>> START

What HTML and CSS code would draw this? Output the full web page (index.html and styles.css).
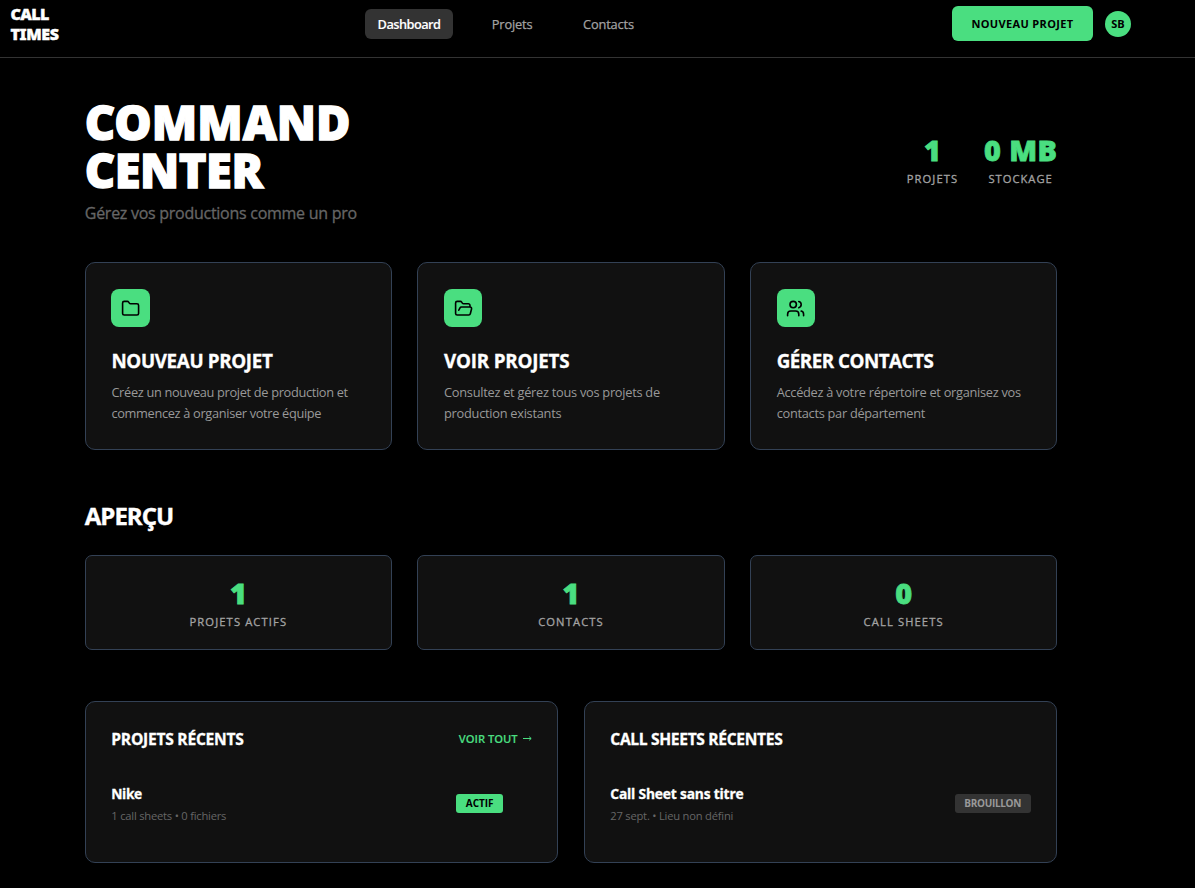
FILE: index.html
```html
<!DOCTYPE html>
<html lang="fr">
<head>
<meta charset="utf-8">
<title>Call Times</title>
<link rel="stylesheet" href="styles.css">
</head>
<body>
<header class="topbar">
  <a class="logo"><span class="logo-call">CALL</span><span class="logo-times">TIMES</span></a>
  <nav class="nav">
    <a class="nav-item active"><span>Dashboard</span></a>
    <a class="nav-item projets"><span>Projets</span></a>
    <a class="nav-item contacts"><span>Contacts</span></a>
  </nav>
  <div class="actions">
    <button class="btn-new">NOUVEAU PROJET</button>
    <div class="avatar">SB</div>
  </div>
</header>
<main class="main">
  <section class="hero">
    <div>
      <h1 class="title"><span class="t-command">COMMAND</span><span class="t-center">CENTER</span></h1>
      <p class="subtitle">Gérez vos productions comme un pro</p>
    </div>
    <div class="hero-stats">
      <div class="stat"><div class="num">1</div><div class="label l-projets">PROJETS</div></div>
      <div class="stat"><div class="num mb">0 MB</div><div class="label l-stock">STOCKAGE</div></div>
    </div>
  </section>
  <section class="grid-3">
    <article class="card action">
      <div class="tile"><svg class="icon" viewBox="0 0 24 24"><path d="M20 20a2 2 0 0 0 2-2V8a2 2 0 0 0-2-2h-7.900a2 2 0 0 1-1.690-.900L9.600 3.900A2 2 0 0 0 7.930 3H4a2 2 0 0 0-2 2v13a2 2 0 0 0 2 2Z"/></svg></div>
      <h3 class="card-title ct-new">NOUVEAU PROJET</h3>
      <p class="desc d-new">Créez un nouveau projet de production et<br>commencez à organiser votre équipe</p>
    </article>
    <article class="card action">
      <div class="tile"><svg class="icon" viewBox="0 0 24 24"><path d="m6 14 1.500-2.900A2 2 0 0 1 9.240 10H20a2 2 0 0 1 1.940 2.500l-1.540 6a2 2 0 0 1-1.950 1.500H4a2 2 0 0 1-2-2V5a2 2 0 0 1 2-2h3.900a2 2 0 0 1 1.690.900l.810 1.200a2 2 0 0 0 1.670.900H18a2 2 0 0 1 2 2v2"/></svg></div>
      <h3 class="card-title ct-see">VOIR PROJETS</h3>
      <p class="desc d-see">Consultez et gérez tous vos projets de<br>production existants</p>
    </article>
    <article class="card action">
      <div class="tile"><svg class="icon" viewBox="0 0 24 24"><path d="M16 21v-2a4 4 0 0 0-4-4H6a4 4 0 0 0-4 4v2"/><circle cx="9" cy="7" r="4"/><path d="M22 21v-2a4 4 0 0 0-3-3.870"/><path d="M16 3.130a4 4 0 0 1 0 7.750"/></svg></div>
      <h3 class="card-title ct-contacts">GÉRER CONTACTS</h3>
      <p class="desc d-contacts">Accédez à votre répertoire et organisez vos<br>contacts par département</p>
    </article>
  </section>
  <h2 class="overview">APERÇU</h2>
  <section class="grid-3">
    <div class="card metric"><div class="num">1</div><div class="label l-actifs">PROJETS ACTIFS</div></div>
    <div class="card metric"><div class="num">1</div><div class="label l-contacts">CONTACTS</div></div>
    <div class="card metric"><div class="num">0</div><div class="label l-sheets">CALL SHEETS</div></div>
  </section>
  <section class="grid-2">
    <div class="card recent">
      <div class="recent-head"><h3 class="recent-title rt-projets">PROJETS RÉCENTS</h3><a class="see-all">VOIR TOUT <svg class="arrow" viewBox="0 0 9 5"><path d="M0 2.500H8M6.200.700 8.200 2.500 6.200 4.300"/></svg></a></div>
      <div class="row row-project">
        <div><div class="name n-nike">Nike</div><div class="meta m-nike">1 call sheets • 0 fichiers</div></div>
        <span class="badge on">ACTIF</span>
      </div>
    </div>
    <div class="card recent">
      <div class="recent-head"><h3 class="recent-title rt-sheets">CALL SHEETS RÉCENTES</h3></div>
      <div class="row">
        <div><div class="name n-sheet">Call Sheet sans titre</div><div class="meta m-sheet">27 sept. • Lieu non défini</div></div>
        <span class="badge draft">BROUILLON</span>
      </div>
    </div>
  </section>
</main>
</body>
</html>
```
FILE: styles.css
```css
* { box-sizing: border-box; margin: 0; padding: 0; }
body { background: #000; color: #fff; font-family: "Open Sans", "Noto Sans", sans-serif; overflow: hidden; white-space: nowrap; }
.topbar { height: 58px; border-bottom: 1px solid #333; display: grid; grid-template-columns: 365px 1fr 243px; align-items: start; }
.logo { display: flex; flex-direction: column; padding: 5px 0 0 10.500px; font: 900 16px/19.500px "Noto Sans", sans-serif; letter-spacing: -.6px; -webkit-text-stroke: .4px #fff; }
.logo-times { letter-spacing: -.4px; }
.nav { display: flex; padding-top: 9px; }
.nav-item { height: 30px; font-size: 12.800px; line-height: 30px; font-weight: 500; letter-spacing: -.15px; color: #a3a3a3; -webkit-text-stroke: .25px #a3a3a3; }
.nav-item.active { width: 88px; text-align: center; border-radius: 6px; background: #333; color: #fff; font-weight: 600; letter-spacing: -.55px; -webkit-text-stroke: .1px #fff; }
.projets { margin-left: 38.800px; width: 91.200px; }
.actions { display: flex; padding-top: 6px; gap: 12px; }
.btn-new { width: 141px; height: 35px; border: 0; border-radius: 6px; background: #4ade80; color: #000; font: 700 11px "Open Sans", sans-serif; letter-spacing: .35px; }
.avatar { width: 26px; height: 26px; margin-top: 5px; border-radius: 50%; background: #4ade80; color: #000; font-size: 11px; line-height: 26px; font-weight: 700; text-align: center; }
.main { width: 972.400px; margin-left: 84.800px; padding-top: 40px; }
.hero { height: 164px; display: flex; justify-content: space-between; }
.title { font: 900 47px/48px "Noto Sans", sans-serif; letter-spacing: -.5px; -webkit-text-stroke: 1.300px #fff; }
.title span { display: block; }
.t-command { letter-spacing: 0; }
.subtitle { margin-top: 7px; font-size: 16px; line-height: 24px; font-weight: 500; letter-spacing: -.27px; color: #666; -webkit-text-stroke: .3px #666; }
.hero-stats { display: flex; gap: 25.600px; padding-top: 36px; text-align: center; }
.num { font: 900 28.800px/32px "Noto Sans", sans-serif; color: #4ade80; -webkit-text-stroke: .8px #4ade80; }
.mb { letter-spacing: .4px; }
.label { font-size: 11.200px; line-height: 16px; margin-top: 5px; font-weight: 500; letter-spacing: 1.120px; color: #a3a3a3; -webkit-text-stroke: .3px #a3a3a3; }
.l-stock { letter-spacing: 1px; }
.grid-3 { display: grid; grid-template-columns: repeat(3, minmax(0, 1fr)); gap: 25.600px; }
.grid-2 { display: grid; grid-template-columns: repeat(2, minmax(0, 1fr)); gap: 25.600px; margin-top: 51px; }
.card { background: #111; border: 1px solid #334155; border-radius: 10px; }
.action { height: 188px; padding: 26px 25.600px; }
.tile { width: 38.400px; height: 38.400px; border-radius: 8px; background: #4ade80; display: flex; align-items: center; justify-content: center; }
.icon { width: 19.200px; height: 19.200px; fill: none; stroke: #000; stroke-width: 2; stroke-linecap: round; stroke-linejoin: round; }
.card-title { margin-top: 20.600px; font-size: 18.800px; line-height: 26px; font-weight: 700; letter-spacing: -.35px; -webkit-text-stroke: .3px #fff; }
.ct-see { letter-spacing: -.2px; }
.ct-contacts { letter-spacing: -.5px; }
.desc { margin-top: 8px; font-size: 12.800px; line-height: 20.800px; letter-spacing: -.33px; color: #999; }
.d-see { letter-spacing: -.27px; }
.d-contacts { letter-spacing: -.29px; }
.overview { margin: 49px 0 23px; font-size: 24px; line-height: 33px; font-weight: 700; letter-spacing: -1px; -webkit-text-stroke: .4px #fff; }
.metric { height: 95px; border-radius: 7px; padding-top: 21px; text-align: center; }
.recent { height: 162px; padding: 25px 25.500px; }
.recent-head { display: flex; justify-content: space-between; align-items: center; height: 24px; }
.recent-title { font-size: 15.600px; font-weight: 700; letter-spacing: -.25px; -webkit-text-stroke: .3px #fff; }
.rt-sheets { letter-spacing: -.33px; }
.see-all { display: flex; align-items: center; gap: 5px; margin-top: -2px; font-size: 11.200px; font-weight: 600; color: #4ade80; -webkit-text-stroke: .15px #4ade80; }
.arrow { width: 9px; height: 5px; fill: none; stroke: #4ade80; stroke-width: 1; }
.row { display: flex; justify-content: space-between; margin-top: 32px; }
.row-project { padding-right: 28.500px; }
.name { font-size: 13.800px; line-height: 22px; font-weight: 700; letter-spacing: -.18px; -webkit-text-stroke: .3px #fff; }
.n-nike { letter-spacing: -.4px; }
.meta { font-size: 11.200px; line-height: 16px; margin-top: 3px; letter-spacing: -.22px; color: #666; }
.badge { height: 19px; margin-top: 11px; border-radius: 3px; font-size: 10px; line-height: 19px; font-weight: 700; text-align: center; }
.on { width: 47px; background: #4ade80; color: #000; }
.draft { width: 76px; background: #333; color: #999; letter-spacing: -.3px; }
```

>> END

* _Stated exercise_
Nothing but a number is needed here: how many lines hold the string "index"?

* _Full output_
2